### [YOUR GOAL]
The listing below must be repeated word for word, with its images excluded.
■ ■ ■
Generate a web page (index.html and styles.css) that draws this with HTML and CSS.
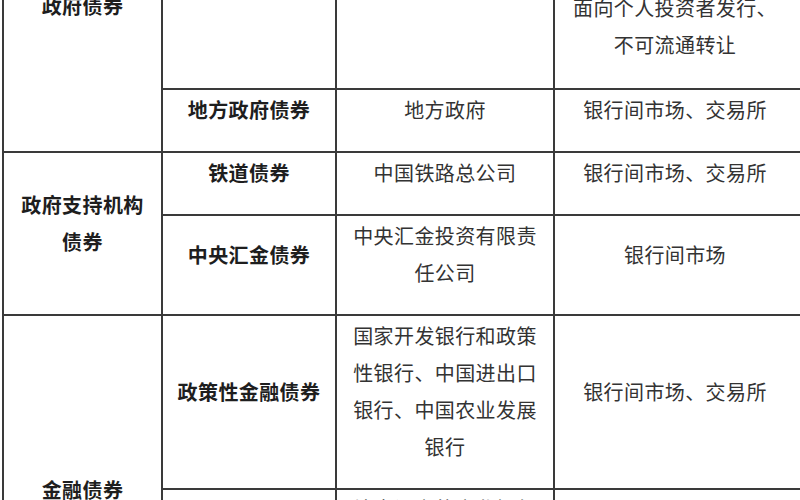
FILE: index.html
```html
<!DOCTYPE html>
<html lang="zh-CN">
<head>
<meta charset="utf-8">
<title>债券分类</title>
<link rel="stylesheet" href="styles.css">
</head>
<body>
<table class="bonds">
  <colgroup>
    <col class="c1"><col class="c2"><col class="c3"><col class="c4">
  </colgroup>
  <tr class="row-a">
    <td class="cat" rowspan="2">政府债券</td>
    <td class="type"></td>
    <td class="issuer"></td>
    <td class="market at-bottom">面向个人投资者发行、<br>不可流通转让</td>
  </tr>
  <tr>
    <td class="type">地方政府债券</td>
    <td class="issuer">地方政府</td>
    <td class="market">银行间市场、交易所</td>
  </tr>
  <tr>
    <td class="cat" rowspan="2">政府支持机构<br>债券</td>
    <td class="type">铁道债券</td>
    <td class="issuer">中国铁路总公司</td>
    <td class="market">银行间市场、交易所</td>
  </tr>
  <tr>
    <td class="type">中央汇金债券</td>
    <td class="issuer">中央汇金投资有限责<br>任公司</td>
    <td class="market">银行间市场</td>
  </tr>
  <tr>
    <td class="cat" rowspan="2">金融债券</td>
    <td class="type">政策性金融债券</td>
    <td class="issuer">国家开发银行和政策<br>性银行、中国进出口<br>银行、中国农业发展<br>银行</td>
    <td class="market">银行间市场、交易所</td>
  </tr>
  <tr class="row-f">
    <td class="type"></td>
    <td class="issuer at-top">境内设立的商业银行</td>
    <td class="market"></td>
  </tr>
</table>
</body>
</html>
```
FILE: styles.css
```css
html, body {
  margin: 0;
  padding: 0;
  background: #ffffff;
}
body {
  width: 800px;
  height: 500px;
  overflow: hidden;
  font-family: "Noto Sans CJK SC", "Noto Sans", sans-serif;
}
.bonds {
  border-collapse: collapse;
  table-layout: fixed;
  width: 799px;
  margin: -120px 0 0 2px;
  font-size: 20px;
  letter-spacing: 0.4px;
  line-height: 37px;
  color: #333333;
}
.c1 { width: 159px; }
.c2 { width: 174px; }
.c3 { width: 218px; }
.c4 { width: 248px; }
.bonds td {
  border: 2px solid #3a3a3a;
  padding: 1px 8px 23px;
  text-align: center;
  vertical-align: middle;
}
.bonds .cat,
.bonds .type {
  font-weight: 700;
  color: #1e1e1e;
}
.bonds .market {
  padding-right: 14px;
}
.row-a td {
  height: 180px;
}
.row-a .at-bottom {
  padding-bottom: 25px;
}
.row-f td {
  height: 170px;
}
.bonds .at-top {
  vertical-align: top;
  padding-top: 0;
}
.bonds .at-bottom {
  vertical-align: bottom;
}
```
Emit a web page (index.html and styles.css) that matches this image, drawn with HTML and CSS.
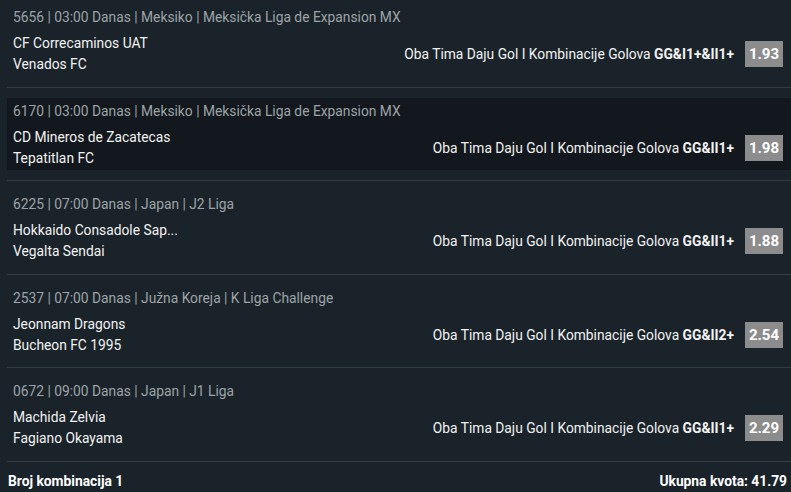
FILE: index.html
```html
<!DOCTYPE html>
<html lang="sr">
<head>
<meta charset="utf-8">
<title>Tiket</title>
<link rel="stylesheet" href="styles.css">
</head>
<body>
<div class="ticket">
  <div class="item">
    <div class="card">
      <div class="meta">5656 | 03:00 Danas | Meksiko | Meksička Liga de Expansion MX</div>
      <div class="body">
        <div class="teams"><div>CF Correcaminos UAT</div><div>Venados FC</div></div>
        <div class="pick"><span class="market">Oba Tima Daju Gol I Kombinacije Golova <b>GG&amp;I1+&amp;II1+</b></span><span class="odd">1.93</span></div>
      </div>
    </div>
  </div>
  <div class="item">
    <div class="card active">
      <div class="meta">6170 | 03:00 Danas | Meksiko | Meksička Liga de Expansion MX</div>
      <div class="body">
        <div class="teams"><div>CD Mineros de Zacatecas</div><div>Tepatitlan FC</div></div>
        <div class="pick"><span class="market">Oba Tima Daju Gol I Kombinacije Golova <b>GG&amp;II1+</b></span><span class="odd">1.98</span></div>
      </div>
    </div>
  </div>
  <div class="item">
    <div class="card">
      <div class="meta">6225 | 07:00 Danas | Japan | J2 Liga</div>
      <div class="body">
        <div class="teams"><div>Hokkaido Consadole Sap...</div><div>Vegalta Sendai</div></div>
        <div class="pick"><span class="market">Oba Tima Daju Gol I Kombinacije Golova <b>GG&amp;II1+</b></span><span class="odd">1.88</span></div>
      </div>
    </div>
  </div>
  <div class="item">
    <div class="card">
      <div class="meta">2537 | 07:00 Danas | Južna Koreja | K Liga Challenge</div>
      <div class="body">
        <div class="teams"><div>Jeonnam Dragons</div><div>Bucheon FC 1995</div></div>
        <div class="pick"><span class="market">Oba Tima Daju Gol I Kombinacije Golova <b>GG&amp;II2+</b></span><span class="odd">2.54</span></div>
      </div>
    </div>
  </div>
  <div class="item">
    <div class="card">
      <div class="meta">0672 | 09:00 Danas | Japan | J1 Liga</div>
      <div class="body">
        <div class="teams"><div>Machida Zelvia</div><div>Fagiano Okayama</div></div>
        <div class="pick"><span class="market">Oba Tima Daju Gol I Kombinacije Golova <b>GG&amp;II1+</b></span><span class="odd">2.29</span></div>
      </div>
    </div>
  </div>
  <div class="footer">
    <span>Broj kombinacija 1</span>
    <span>Ukupna kvota: 41.79</span>
  </div>
</div>
</body>
</html>
```
FILE: styles.css
```css
html, body {
  margin: 0;
  padding: 0;
  background: #1a232a;
  height: 100%;
  overflow: hidden;
}
body {
  font-family: Roboto, "Liberation Sans", sans-serif;
  font-size: 13.8px;
  color: #f2f2f2;
}
.ticket {
  padding-left: 7px;
}
.item {
  padding: 10px 0 10.5px;
  border-bottom: 1px solid #2e3d46;
}
.item:first-child {
  padding-top: 4px;
}
.card {
  height: 72px;
  box-sizing: border-box;
  padding: 3px 8px 0 6px;
}
.card.active {
  background: #12181d;
}
.meta {
  color: #9ea3a7;
  line-height: 20px;
  white-space: nowrap;
}
.body {
  display: flex;
  justify-content: space-between;
  align-items: center;
  margin-top: 6px;
}
.teams {
  line-height: 21px;
}
.pick {
  display: flex;
  align-items: center;
  gap: 11px;
}
.market b {
  font-weight: 700;
}
.odd {
  display: inline-block;
  width: 38px;
  height: 26px;
  line-height: 26px;
  text-align: center;
  background: #8c8c8c;
  color: #fff;
  font-weight: 700;
  font-size: 15px;
}
.footer {
  display: flex;
  justify-content: space-between;
  padding: 9px 4px 0 1px;
  line-height: 20px;
  font-weight: 700;
  color: #fff;
}
```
■ ■ ■
### [EXERCISE SOLUTION]
Generate a web page (index.html and styles.css) that draws this with HTML and CSS.
FILE: index.html
```html
<!DOCTYPE html>
<html lang="zh-CN">
<head>
<meta charset="utf-8">
<title>债券分类</title>
<link rel="stylesheet" href="styles.css">
</head>
<body>
<table class="bonds">
  <colgroup>
    <col class="c1"><col class="c2"><col class="c3"><col class="c4">
  </colgroup>
  <tr class="row-a">
    <td class="cat" rowspan="2">政府债券</td>
    <td class="type"></td>
    <td class="issuer"></td>
    <td class="market at-bottom">面向个人投资者发行、<br>不可流通转让</td>
  </tr>
  <tr>
    <td class="type">地方政府债券</td>
    <td class="issuer">地方政府</td>
    <td class="market">银行间市场、交易所</td>
  </tr>
  <tr>
    <td class="cat" rowspan="2">政府支持机构<br>债券</td>
    <td class="type">铁道债券</td>
    <td class="issuer">中国铁路总公司</td>
    <td class="market">银行间市场、交易所</td>
  </tr>
  <tr>
    <td class="type">中央汇金债券</td>
    <td class="issuer">中央汇金投资有限责<br>任公司</td>
    <td class="market">银行间市场</td>
  </tr>
  <tr>
    <td class="cat" rowspan="2">金融债券</td>
    <td class="type">政策性金融债券</td>
    <td class="issuer">国家开发银行和政策<br>性银行、中国进出口<br>银行、中国农业发展<br>银行</td>
    <td class="market">银行间市场、交易所</td>
  </tr>
  <tr class="row-f">
    <td class="type"></td>
    <td class="issuer at-top">境内设立的商业银行</td>
    <td class="market"></td>
  </tr>
</table>
</body>
</html>
```
FILE: styles.css
```css
html, body {
  margin: 0;
  padding: 0;
  background: #ffffff;
}
body {
  width: 800px;
  height: 500px;
  overflow: hidden;
  font-family: "Noto Sans CJK SC", "Noto Sans", sans-serif;
}
.bonds {
  border-collapse: collapse;
  table-layout: fixed;
  width: 799px;
  margin: -120px 0 0 2px;
  font-size: 20px;
  letter-spacing: 0.4px;
  line-height: 37px;
  color: #333333;
}
.c1 { width: 159px; }
.c2 { width: 174px; }
.c3 { width: 218px; }
.c4 { width: 248px; }
.bonds td {
  border: 2px solid #3a3a3a;
  padding: 1px 8px 23px;
  text-align: center;
  vertical-align: middle;
}
.bonds .cat,
.bonds .type {
  font-weight: 700;
  color: #1e1e1e;
}
.bonds .market {
  padding-right: 14px;
}
.row-a td {
  height: 180px;
}
.row-a .at-bottom {
  padding-bottom: 25px;
}
.row-f td {
  height: 170px;
}
.bonds .at-top {
  vertical-align: top;
  padding-top: 0;
}
.bonds .at-bottom {
  vertical-align: bottom;
}
```
Emit a web page (index.html and styles.css) that matches this image, drawn with HTML and CSS.
FILE: index.html
```html
<!DOCTYPE html>
<html lang="sr">
<head>
<meta charset="utf-8">
<title>Tiket</title>
<link rel="stylesheet" href="styles.css">
</head>
<body>
<div class="ticket">
  <div class="item">
    <div class="card">
      <div class="meta">5656 | 03:00 Danas | Meksiko | Meksička Liga de Expansion MX</div>
      <div class="body">
        <div class="teams"><div>CF Correcaminos UAT</div><div>Venados FC</div></div>
        <div class="pick"><span class="market">Oba Tima Daju Gol I Kombinacije Golova <b>GG&amp;I1+&amp;II1+</b></span><span class="odd">1.93</span></div>
      </div>
    </div>
  </div>
  <div class="item">
    <div class="card active">
      <div class="meta">6170 | 03:00 Danas | Meksiko | Meksička Liga de Expansion MX</div>
      <div class="body">
        <div class="teams"><div>CD Mineros de Zacatecas</div><div>Tepatitlan FC</div></div>
        <div class="pick"><span class="market">Oba Tima Daju Gol I Kombinacije Golova <b>GG&amp;II1+</b></span><span class="odd">1.98</span></div>
      </div>
    </div>
  </div>
  <div class="item">
    <div class="card">
      <div class="meta">6225 | 07:00 Danas | Japan | J2 Liga</div>
      <div class="body">
        <div class="teams"><div>Hokkaido Consadole Sap...</div><div>Vegalta Sendai</div></div>
        <div class="pick"><span class="market">Oba Tima Daju Gol I Kombinacije Golova <b>GG&amp;II1+</b></span><span class="odd">1.88</span></div>
      </div>
    </div>
  </div>
  <div class="item">
    <div class="card">
      <div class="meta">2537 | 07:00 Danas | Južna Koreja | K Liga Challenge</div>
      <div class="body">
        <div class="teams"><div>Jeonnam Dragons</div><div>Bucheon FC 1995</div></div>
        <div class="pick"><span class="market">Oba Tima Daju Gol I Kombinacije Golova <b>GG&amp;II2+</b></span><span class="odd">2.54</span></div>
      </div>
    </div>
  </div>
  <div class="item">
    <div class="card">
      <div class="meta">0672 | 09:00 Danas | Japan | J1 Liga</div>
      <div class="body">
        <div class="teams"><div>Machida Zelvia</div><div>Fagiano Okayama</div></div>
        <div class="pick"><span class="market">Oba Tima Daju Gol I Kombinacije Golova <b>GG&amp;II1+</b></span><span class="odd">2.29</span></div>
      </div>
    </div>
  </div>
  <div class="footer">
    <span>Broj kombinacija 1</span>
    <span>Ukupna kvota: 41.79</span>
  </div>
</div>
</body>
</html>
```
FILE: styles.css
```css
html, body {
  margin: 0;
  padding: 0;
  background: #1a232a;
  height: 100%;
  overflow: hidden;
}
body {
  font-family: Roboto, "Liberation Sans", sans-serif;
  font-size: 13.8px;
  color: #f2f2f2;
}
.ticket {
  padding-left: 7px;
}
.item {
  padding: 10px 0 10.5px;
  border-bottom: 1px solid #2e3d46;
}
.item:first-child {
  padding-top: 4px;
}
.card {
  height: 72px;
  box-sizing: border-box;
  padding: 3px 8px 0 6px;
}
.card.active {
  background: #12181d;
}
.meta {
  color: #9ea3a7;
  line-height: 20px;
  white-space: nowrap;
}
.body {
  display: flex;
  justify-content: space-between;
  align-items: center;
  margin-top: 6px;
}
.teams {
  line-height: 21px;
}
.pick {
  display: flex;
  align-items: center;
  gap: 11px;
}
.market b {
  font-weight: 700;
}
.odd {
  display: inline-block;
  width: 38px;
  height: 26px;
  line-height: 26px;
  text-align: center;
  background: #8c8c8c;
  color: #fff;
  font-weight: 700;
  font-size: 15px;
}
.footer {
  display: flex;
  justify-content: space-between;
  padding: 9px 4px 0 1px;
  line-height: 20px;
  font-weight: 700;
  color: #fff;
}
```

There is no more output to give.